Standing Buffalo Dakota Nation
- People: Dakota
- Headquarters: Fort Qu'Appelle
- Province: Saskatchewan

Land
- Other reserve: Standing Buffalo 78
- Land area: 22.461 km^{2} (8.672 sq mi)

Population (2021)
- On reserve: 488
- Off reserve: 820
- Total population: 1308

Government
- Chief: Rodger Redman

Tribal Council
- File Hills Qu'Appelle Tribal Council

Website
- standingbuffalodakotanation.com

= Standing Buffalo Dakota Nation =

First Nations band in Saskatchewan

The Standing Buffalo Dakota Nation (Tataƞka Najiƞ Dakóta Oyáte) is a Dakota First Nations band government in southern Saskatchewan, Canada.

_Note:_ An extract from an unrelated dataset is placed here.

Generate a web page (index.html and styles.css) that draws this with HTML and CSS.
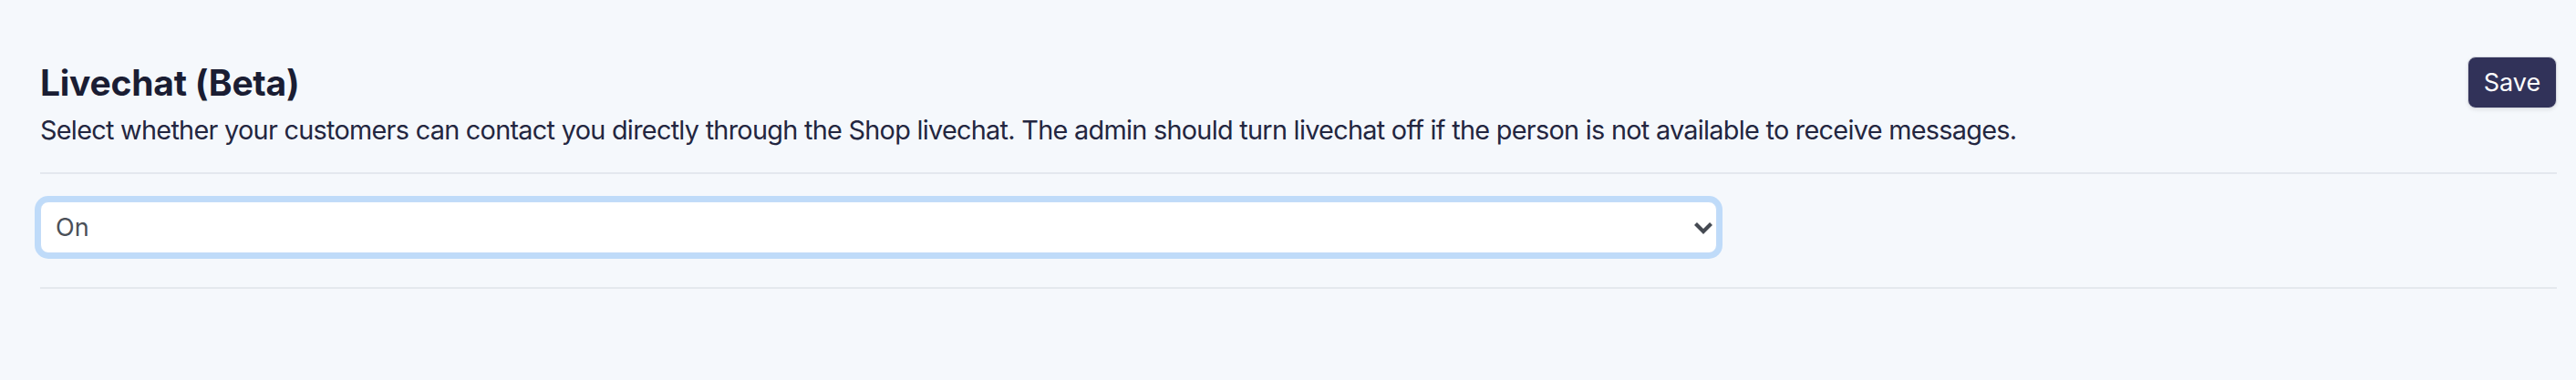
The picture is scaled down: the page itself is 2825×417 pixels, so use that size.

The band controls a reserve at Standing Buffalo 78.

==History==

The band is named after Chief Standing Buffalo (Tatankanaje / Tataƞka Najiƞ), who succeeded his father as hereditary chief in 1871. His people received permission to farm north of the Qu'Appelle Lakes, and their reserve was established in 1881. Although they were only allotted 80 acres per family, which was significantly less than the typical 640, the band prospered. By 1901, all households achieved self-sufficiency. However, in 1907, the community's agricultural success was eradicated when the government revoked access to hay lands. The band's requests for increased acreage went unaddressed until 1956.